When it comes to minimizing “stuff,” books are often one of the last things to go. Innumerable people have told me they’d love to live more minimally, but can’t imagine doing without books.

It’s easy to understand why; we develop a personal relationship with some books, and often associate our self-identity with them. Having a collection of cyberpunk classics on my shelf is important to how I see myself, and picking up that old copy of Neuromancer still makes my fingers itch to code up something world-changing.

But the more I thought about it the more I realized that alongside the books that mattered were a bunch that didn’t. High on that list were books I intended to read “someday soon” but which, if I was honest about it, I had my doubts about achieving. The result was that my bookshelf served more to make me feel guilty than inspired. So I talked H into running a six-month experiment:

1) we packed up all our books into boxes, put them in the back of a closet, and waited.
2) Six months later we sat down and made a list of the kinds of books we missed, including specific books that came to mind.
3) Then we opened each box and made a decision about each book: Did we miss it in the last six months, and/or did we seriously expect to read it in the six months to follow? If not, out it went.

In the end we donated two-fifths of the books to the library, either because it didn’t make us happy to see on the shelf, or because we could realistically expect that we wouldn’t get around to reading it in a reasonable amount of time. Between the Kindle and the iPad, it’s too easy to get books you just want for the content (as opposed to the experience), and the distance between the boxing and unboxing let us get perspective on which book fell into which category.

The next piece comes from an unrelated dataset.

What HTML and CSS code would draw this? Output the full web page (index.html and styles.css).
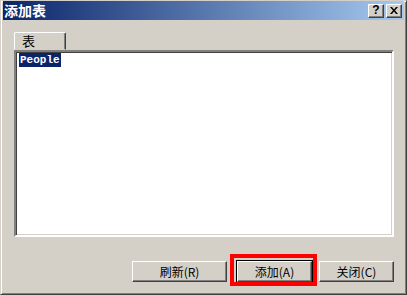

As an added bonus, I feel like I understand much better what sort of books I want to buy in digital format (i.e., fiction and business books), and which I’d prefer to have as physical artifacts (graphic novels, books with pictures, reference books I wanted to take notes in.)

It used to be my eye would inevitably be drawn to the books I was “supposed” to read, which made me feel guilty, stuck, and laggardly. Now when I look at our bookshelves I *only* see books that make me happy. The difference is significant.